I'd also originally imagined having the pg output completely separate, at the top level, after the "Test output", but not sure if that'd be feasible/appropriate, e.g.:

FAIL in some.misc-test/random-test (misc_test.clj:216)
something random
expected: false
  actual: false
╭───── Test output ───────────────────────────────────────────────────────
│ :something-printed-to-out-during-the-test
╰─────────────────────────────────────────────────────────────────────────
╭───── Postgres output ───────────────────────────────────────────────────
│ 2021-11-16 15:01:20.056 CST [16793] ERROR:  relation "nope" does not exist at character 18
│ 2021-11-16 15:01:20.056 CST [16793] STATEMENT:  select nope from nope
╰─────────────────────────────────────────────────────────────────────────
rbrw commented 2 years ago

After a bit more consideration, I'd say feel free to close this if you like. I think I need to spend a bit more time pondering what we really want, and thanks for the help.

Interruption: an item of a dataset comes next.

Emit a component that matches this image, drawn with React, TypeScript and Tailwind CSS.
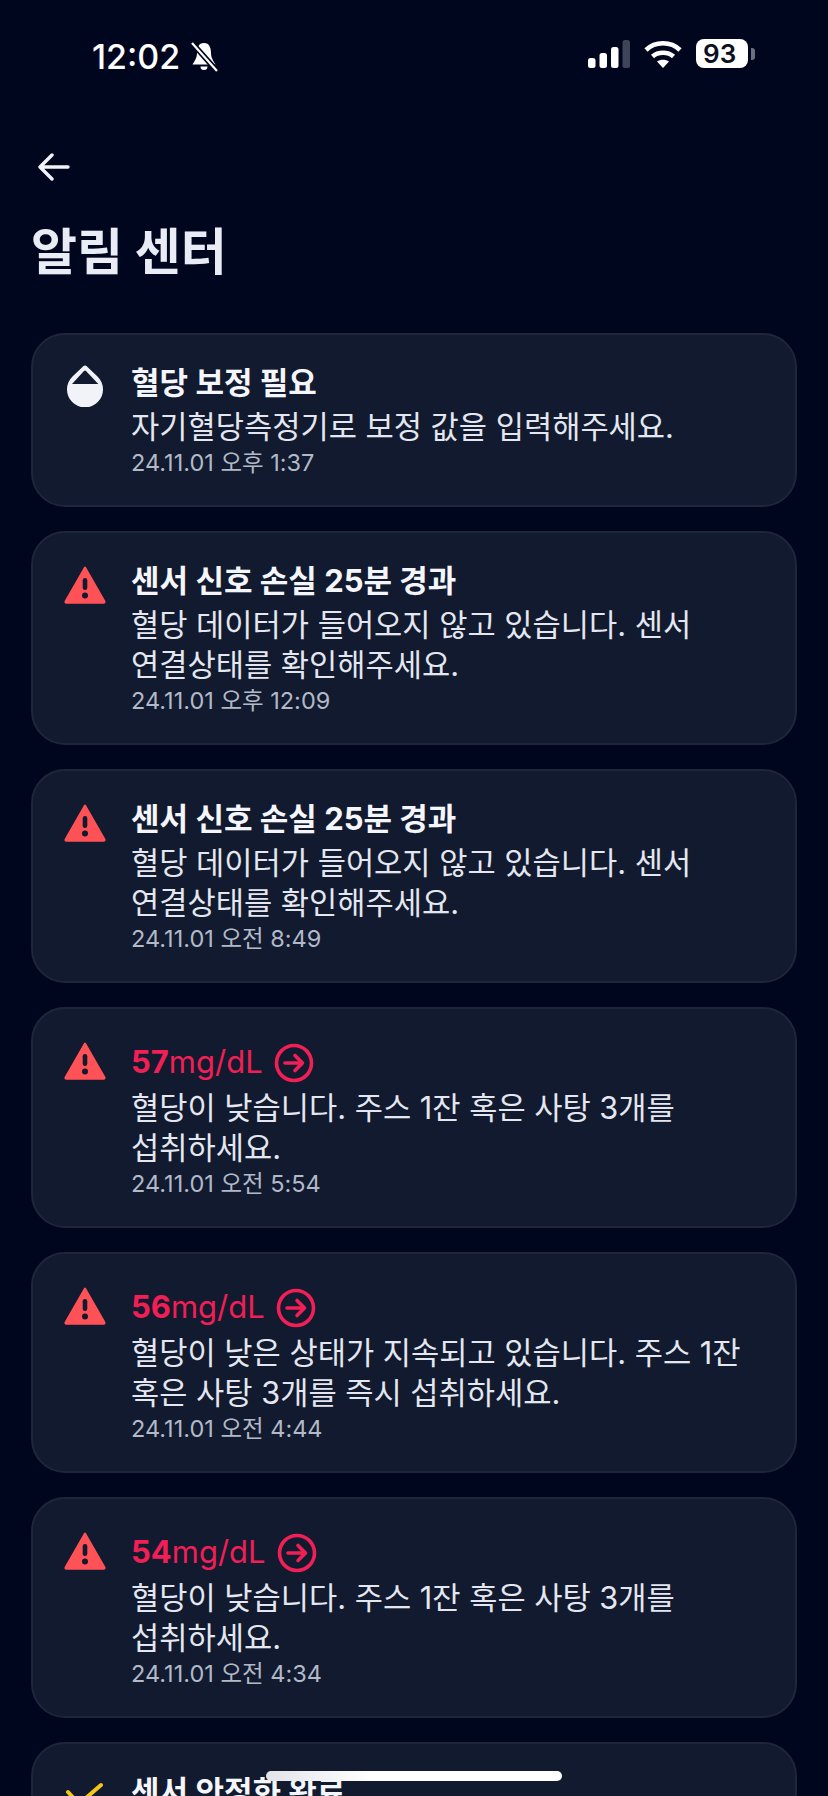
import React from 'react';

const TriangleIcon = () => (
  <svg className="w-[44px] h-[40px] mt-[4px]" viewBox="0 0 44 40">
    <path d="M22 2.5 L41.5 36.5 a0.8 0.8 0 0 1 -0.7 1.2 H3.2 a0.8 0.8 0 0 1 -0.7 -1.2 Z" fill="#ff5257" stroke="#ff5257" strokeWidth="2" strokeLinejoin="round" />
    <rect x="19.7" y="13" width="4.6" height="12" rx="2.3" fill="#111a2e" />
    <circle cx="22" cy="30.5" r="3" fill="#111a2e" />
  </svg>
);

const DropIcon = () => (
  <svg className="w-[44px] h-[44px]" viewBox="0 0 44 44">
    <path d="M20 3.5 a3 3 0 0 1 4 0 L34.5 13.5 A18 18 0 1 1 9.5 13.5 Z" fill="#f1f3f8" />
    <path d="M21 8 a1.5 1.5 0 0 1 2 0 L35.3 21 H9 Z" fill="#111a2e" />
  </svg>
);

const CheckIcon = () => (
  <svg className="w-[44px] h-[44px] mt-[4px]" viewBox="0 0 44 44">
    <path d="M5 16 L16 28 L38 9" fill="none" stroke="#f5c518" strokeWidth="4" strokeLinecap="round" strokeLinejoin="round" />
  </svg>
);

const ArrowCircle = () => (
  <svg className="w-[40px] h-[40px] ml-[11px]" viewBox="0 0 40 40" fill="none" stroke="#f01f55" strokeWidth="3.6" strokeLinecap="round" strokeLinejoin="round">
    <circle cx="20" cy="20" r="17.5" />
    <path d="M11 20 H28 M21 12.5 L28.5 20 L21 27.5" />
  </svg>
);

type Item = {
  icon: React.ReactNode;
  title?: string;
  value?: string;
  body: string[];
  time: string;
};

const items: Item[] = [
  { icon: <DropIcon />, title: '혈당 보정 필요', body: ['자기혈당측정기로 보정 값을 입력해주세요.'], time: '24.11.01 오후 1:37' },
  { icon: <TriangleIcon />, title: '센서 신호 손실 25분 경과', body: ['혈당 데이터가 들어오지 않고 있습니다. 센서', '연결상태를 확인해주세요.'], time: '24.11.01 오후 12:09' },
  { icon: <TriangleIcon />, title: '센서 신호 손실 25분 경과', body: ['혈당 데이터가 들어오지 않고 있습니다. 센서', '연결상태를 확인해주세요.'], time: '24.11.01 오전 8:49' },
  { icon: <TriangleIcon />, value: '57', body: ['혈당이 낮습니다. 주스 1잔 혹은 사탕 3개를', '섭취하세요.'], time: '24.11.01 오전 5:54' },
  { icon: <TriangleIcon />, value: '56', body: ['혈당이 낮은 상태가 지속되고 있습니다. 주스 1잔', '혹은 사탕 3개를 즉시 섭취하세요.'], time: '24.11.01 오전 4:44' },
  { icon: <TriangleIcon />, value: '54', body: ['혈당이 낮습니다. 주스 1잔 혹은 사탕 3개를', '섭취하세요.'], time: '24.11.01 오전 4:34' },
  { icon: <CheckIcon />, title: '센서 안정화 완료', body: ['센서 안정화가 완료되었습니다.'], time: '24.11.01 오전 3:34' },
];

const StatusBar = () => (
  <div className="h-[116px] flex items-start justify-between pl-[92px] pr-[73px] pt-[37px]">
    <div className="flex items-center">
      <span className="text-[34px] leading-[40px] font-medium text-white">12:02</span>
      <svg className="w-[30px] h-[30px] ml-[9px]" viewBox="0 0 30 30">
        <path d="M15 1 C9.5 1 8 6 8 11 C8 16 5.5 19 3.5 22.5 H26.5 C24.5 19 22 16 22 11 C22 6 20.5 1 15 1 Z M11.5 24.5 a3.5 3.5 0 0 0 7 0 Z" fill="#fff" />
        <path d="M3 1 L28 29" stroke="#01061f" strokeWidth="5.5" />
        <path d="M3 1 L28 29" stroke="#fff" strokeWidth="2.2" />
      </svg>
    </div>
    <div className="flex items-center mt-[2px]">
      <svg className="w-[42px] h-[28px]" viewBox="0 0 42 28">
        <rect x="0" y="18" width="7.5" height="10" rx="2.5" fill="#fff" />
        <rect x="11.5" y="13" width="7.5" height="15" rx="2.5" fill="#fff" />
        <rect x="23" y="7" width="7.5" height="21" rx="2.5" fill="#fff" />
        <rect x="34.5" y="0" width="7.5" height="28" rx="2.5" fill="#3f4559" />
      </svg>
      <svg className="w-[38px] h-[28px] ml-[14px]" viewBox="0 0 38 28" fill="none" stroke="#fff" strokeWidth="4.6">
        <path d="M2 10 C11 1 27 1 36 10" />
        <path d="M8.5 16.5 C14 11.5 24 11.5 29.5 16.5" />
        <path d="M19 28 L13 21.5 C16.5 19 21.5 19 25 21.5 Z" fill="#fff" stroke="none" />
      </svg>
      <div className="ml-[14px] flex items-center">
        <div className="w-[52px] h-[29px] rounded-[8px] bg-white flex items-center pl-[7px] text-[26px] font-semibold leading-none text-[#0b1022]">
          <span>93</span>
        </div>
        <div className="w-[4px] h-[12px] rounded-r-[3px] bg-[#6b7080] ml-[3px]" />
      </div>
    </div>
  </div>
);

export default function App() {
  return (
    <div className="relative w-[828px] h-[1796px] overflow-hidden bg-[#01061f] font-['Inter','Noto_Sans_CJK_KR',sans-serif]">
      <StatusBar />
      <div className="mt-[21px] h-[60px] pl-[38px] flex items-center">
        <svg className="w-[32px] h-[28px]" viewBox="0 0 32 28" fill="none" stroke="#f1f3f8" strokeWidth="3.4" strokeLinecap="round" strokeLinejoin="round">
          <path d="M2 14 H30 M14 2 L2 14 L14 26" />
        </svg>
      </div>
      <h1 className="mt-[23px] pl-[31px] text-[50px] leading-[64px] font-bold text-[#e9ecf5]">알림 센터</h1>
      <div className="mt-[49px] px-[31px] flex flex-col gap-[24px]">
        {items.map((item, i) => (
          <div key={i} className="flex rounded-[34px] border-2 border-[#1e2739] bg-[#111a2e] pl-[30px] pr-[24px] pt-[28px] pb-[27px]">
            <div className="w-[68px] shrink-0">{item.icon}</div>
            <div className="min-w-0">
              {item.value ? (
                <div className="flex items-center h-[51px] text-[31px] text-[#f01f55]">
                  <span className="font-bold">{item.value}</span>
                  <span>mg/dL</span>
                  <ArrowCircle />
                </div>
              ) : (
                <div className="h-[44px] leading-[40px] text-[31px] font-bold text-[#f4f6fb]">{item.title}</div>
              )}
              {item.body.map((line, j) => (
                <div key={j} className="text-[30.7px] leading-[40px] text-[#e4e7f0] whitespace-nowrap">{line}</div>
              ))}
              <div className="mt-[1px] text-[23.5px] leading-[30px] text-[#b2b9c8]">{item.time}</div>
            </div>
          </div>
        ))}
      </div>
      <div className="absolute left-[266px] top-[1771px] w-[296px] h-[10px] rounded-full bg-linear-to-r from-[#e2e4e9] to-white to-[35%]" />
    </div>
  );
}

alysbrooks commented 2 years ago

You're welcome! I think I'll close this once we decide whether we want to add a new hook.

alysbrooks commented 2 years ago

@rbrw Just had a random thought. Do you need an end date at all? If you're printing the Postgres log entries immediately after the test fails, can't you just look for all entries after the test's start time?

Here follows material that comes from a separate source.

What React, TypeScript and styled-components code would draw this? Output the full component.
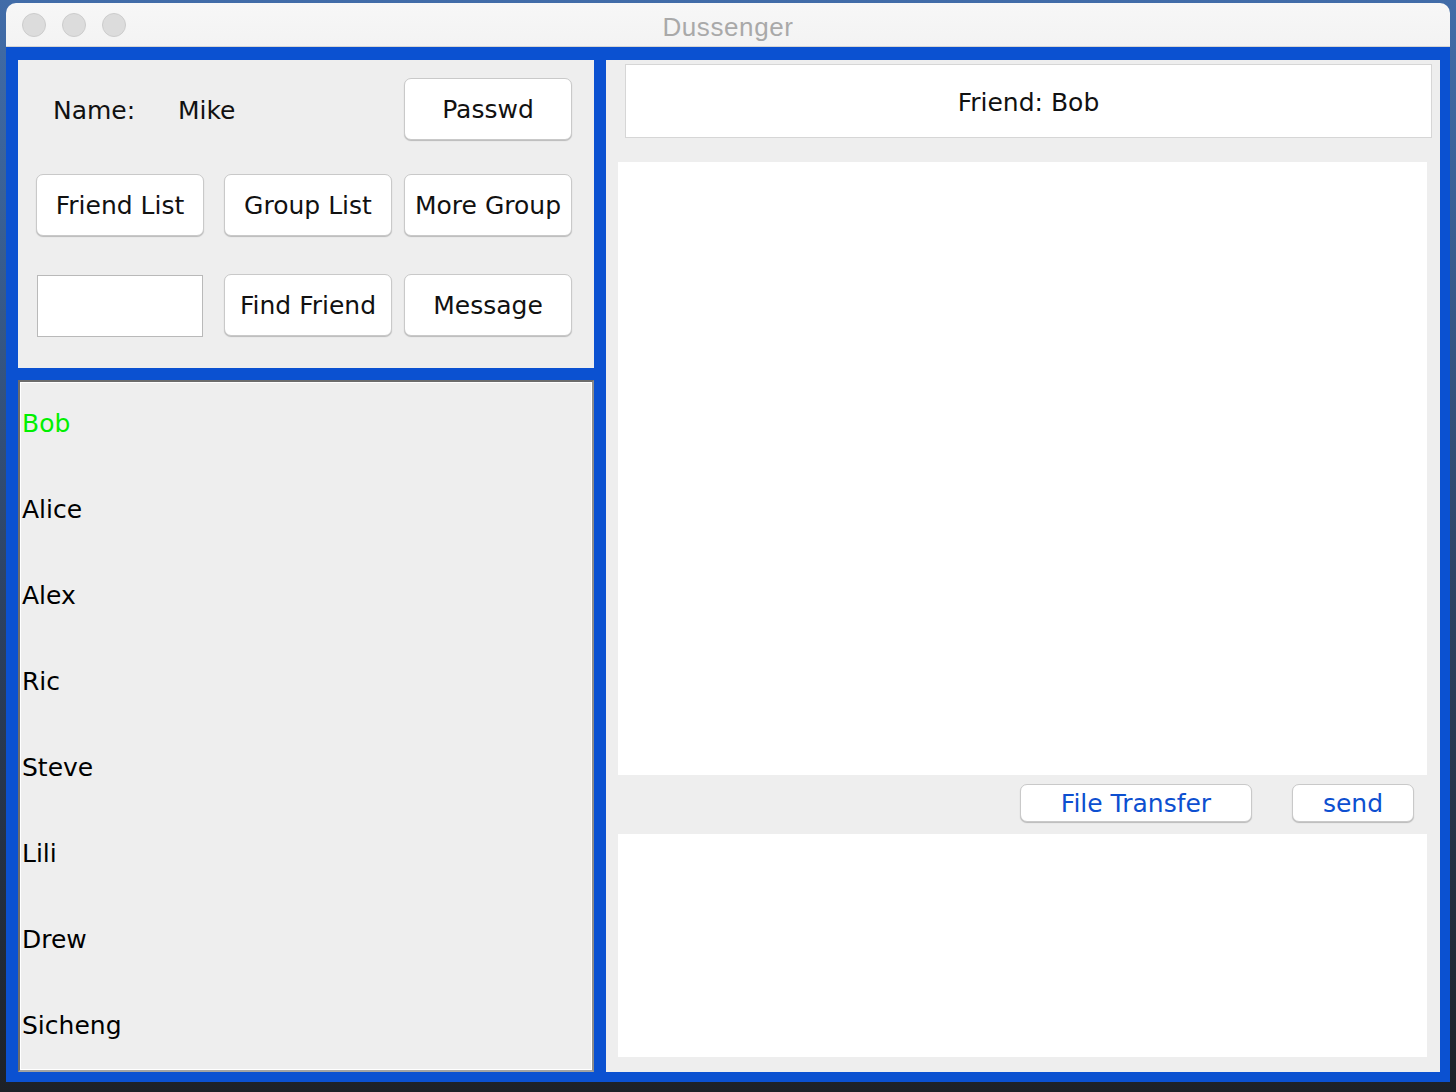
import React from "react";
import styled, { createGlobalStyle } from "styled-components";

const GlobalStyle = createGlobalStyle`
  html, body {
    margin: 0;
    padding: 0;
  }
  body {
    width: 1456px;
    height: 1092px;
    overflow: hidden;
    background: linear-gradient(180deg, #416ca8 0%, #3a6196 18%, #2d4262 55%, #1d2127 100%);
    font-family: "DejaVu Sans", "Liberation Sans", sans-serif;
  }
`;

const friends = ["Bob", "Alice", "Alex", "Ric", "Steve", "Lili", "Drew", "Sicheng"];

export default function App() {
  return (
    <>
      <GlobalStyle />
      <Desktop>
        <Window>
          <TitleBar>
            <Lights>
              <Light />
              <Light />
              <Light />
            </Lights>
            <Title>Dussenger</Title>
            <span />
          </TitleBar>
          <Content>
            <LeftColumn>
              <TopPanel>
                <NameRow>
                  <NameKey>Name:</NameKey>
                  <span>Mike</span>
                </NameRow>
                <Button $col={3}>Passwd</Button>
                <Button $col={1}>Friend List</Button>
                <Button $col={2}>Group List</Button>
                <Button $col={3}>More Group</Button>
                <SearchField />
                <Button $col={2}>Find Friend</Button>
                <Button $col={3}>Message</Button>
              </TopPanel>
              <FriendList>
                {friends.map((name, i) => (
                  <FriendItem key={name} $active={i === 0}>
                    {name}
                  </FriendItem>
                ))}
              </FriendList>
            </LeftColumn>
            <RightPanel>
              <Header>Friend: Bob</Header>
              <ChatArea />
              <ActionBar>
                <ActionButton $width={232}>File Transfer</ActionButton>
                <ActionButton $width={122}>send</ActionButton>
              </ActionBar>
              <InputArea />
            </RightPanel>
          </Content>
        </Window>
      </Desktop>
    </>
  );
}

const Desktop = styled.div`
  padding: 3px 6px 10px 6px;
`;

const Window = styled.div`
  width: 1444px;
  height: 1079px;
  display: flex;
  flex-direction: column;
  border-radius: 10px 10px 0 0;
  overflow: hidden;
`;

const TitleBar = styled.div`
  height: 43px;
  flex: none;
  display: grid;
  grid-template-columns: 1fr auto 1fr;
  align-items: center;
  background: linear-gradient(180deg, #f7f7f7 0%, #f3f3f3 100%);
  border-bottom: 1px solid #d4d4d4;
`;

const Lights = styled.div`
  display: flex;
  gap: 16px;
  padding-left: 16px;
`;

const Light = styled.div`
  width: 22px;
  height: 22px;
  border-radius: 50%;
  background: #dcdcdc;
  border: 1px solid #cccccc;
`;

const Title = styled.div`
  padding-top: 5px;
  font-family: "Liberation Sans", Arial, sans-serif;
  font-size: 26px;
  color: #a9a9a9;
  letter-spacing: 0.6px;
`;

const Content = styled.div`
  flex: 1;
  background: #0b51d1;
  padding: 13px 10px 14px 12px;
  display: grid;
  grid-template-columns: 576px 834px;
  column-gap: 12px;
`;

const LeftColumn = styled.div`
  display: flex;
  flex-direction: column;
  gap: 12px;
`;

const TopPanel = styled.div`
  height: 308px;
  box-sizing: border-box;
  background: #eeeeee;
  padding: 18px 0 0 18px;
  display: grid;
  grid-template-columns: 188px 180px 168px;
  grid-template-rows: 62px 62px 66px;
  row-gap: 34px;
  align-items: end;
`;

const NameRow = styled.div`
  grid-column: 1 / span 2;
  align-self: center;
  display: flex;
  align-items: center;
  padding: 2px 0 0 17px;
  font-size: 25px;
  color: #111;
`;

const NameKey = styled.span`
  width: 125px;
`;

const Button = styled.button<{ $col: number }>`
  grid-column: ${(p) => p.$col};
  width: 168px;
  height: 62px;
  margin: 0;
  padding: 0;
  background: #ffffff;
  border: 1px solid #c9c9c9;
  border-radius: 7px;
  box-shadow: 0 1px 1px rgba(0, 0, 0, 0.22);
  font-family: "DejaVu Sans", "Liberation Sans", sans-serif;
  font-size: 25px;
  color: #111;
`;

const SearchField = styled.div`
  grid-column: 1;
  width: 166px;
  height: 62px;
  box-sizing: border-box;
  margin: 0 0 -1px 1px;
  background: #ffffff;
  border: 1px solid #b9b9b9;
`;

const FriendList = styled.div`
  flex: 1;
  box-sizing: border-box;
  background: #eeeeee;
  border: 2px solid;
  border-color: #6c6c6c #8c8c8c #a2a2a2 #6c6c6c;
  box-shadow: inset 0 0 0 1px #ffffff;
  display: flex;
  flex-direction: column;
`;

const FriendItem = styled.div<{ $active: boolean }>`
  height: 86px;
  display: flex;
  align-items: center;
  padding: 0 0 4px 2px;
  box-sizing: border-box;
  font-size: 25px;
  color: ${(p) => (p.$active ? "#00f000" : "#000000")};
`;

const RightPanel = styled.div`
  background: #eeeeee;
  display: flex;
  flex-direction: column;
`;

const Header = styled.div`
  height: 74px;
  box-sizing: border-box;
  margin: 4px 8px 0 19px;
  background: #ffffff;
  border: 1px solid #d6d6d6;
  display: flex;
  align-items: center;
  justify-content: center;
  padding-top: 2px;
  font-size: 25px;
  color: #111;
`;

const ChatArea = styled.div`
  height: 613px;
  margin: 24px 13px 0 12px;
  background: #ffffff;
`;

const ActionBar = styled.div`
  height: 59px;
  box-sizing: border-box;
  padding: 9px 26px 0 0;
  display: flex;
  justify-content: flex-end;
  align-items: flex-start;
  gap: 40px;
`;

const ActionButton = styled.button<{ $width: number }>`
  width: ${(p) => p.$width}px;
  height: 38px;
  margin: 0;
  padding: 0;
  background: #ffffff;
  border: 1px solid #c9c9c9;
  border-radius: 7px;
  box-shadow: 0 1px 1px rgba(0, 0, 0, 0.22);
  font-family: "DejaVu Sans", "Liberation Sans", sans-serif;
  font-size: 25px;
  color: #0d4fd0;
`;

const InputArea = styled.div`
  height: 223px;
  margin: 0 13px 11px 12px;
  background: #ffffff;
`;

rbrw commented 2 years ago

At least in the current arrangement the Postgres server runs completely independently of the test run, and the log for an entire run can be very large. The intent was to only include the regions of the log that are related to failures.

rbrw commented 2 years ago

(...which raises questions about "regions". As mentioned, at a minimum, and without perhaps more explict annotations, it might be at least better (in our current situation) for us to limit the output to the log region covering each failed deftest form, so we'd need those start and end times, but still planning to think about it a bit more.) Thanks again.